Upon a full consideration of the record, it is concluded that the evidence establishes compliance with the Philippine Marriage Law, General Order No. 86 of December 18, 1899, as amended by General Order No. 70, to establish a lawful marriage, whose validity has not been nullified by the judgment of a competent tribunal. Under the Leyes de Partidas where two women innocently and in good faith are legally united in holy matrimony to the same man, their children born will be regarded as legitimate children; the good faith of all the parties will be presumed until the contrary is positively proved. The children born of the second marriage under Spanish law are entitled to all the rights of a legitimate wife and children, even though a deception was practiced.

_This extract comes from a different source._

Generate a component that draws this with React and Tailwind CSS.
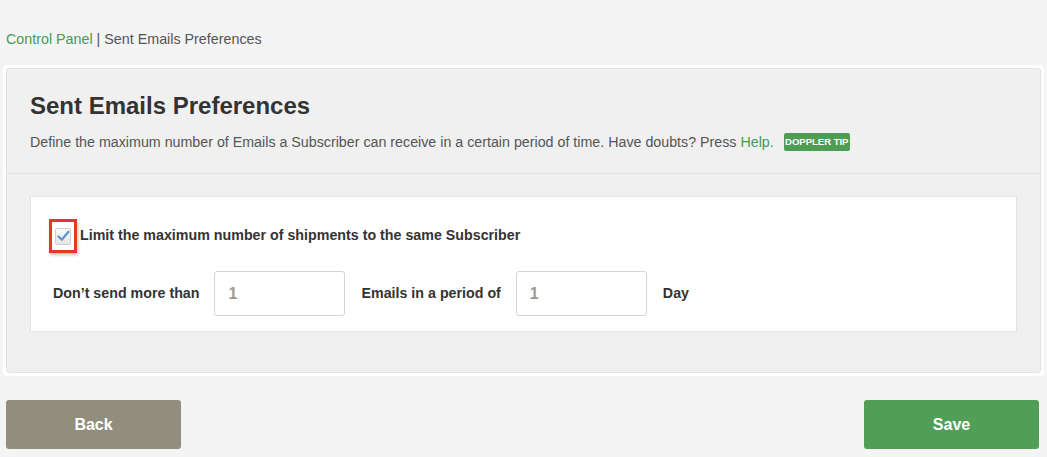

Lao v. Dee Tim, 45 Phil. 739; Francisco and Marcelo v. Juson, 60 Phil. 442.
Upon a full consideration of the evidence, the validity of the marriage, the legitimacy of the respondent and his claim to derivative citizenship have all been established. The ultimate adjudication of citizenship, as evidenced by the issuance of a United States passport and the admission of the respondent on October 20, 1957, has not been overcome by even a preponderance of evidence, much less the strict standard of clear, unequivocal and convincing evidence which represents the rule in the Ninth Federal Judicial Circuit. We conclude that alienage has not been established. The appeal will be sustained and the proceedings terminated.
ORDER: It is ordered that the appeal be sustained and the proceedings terminated.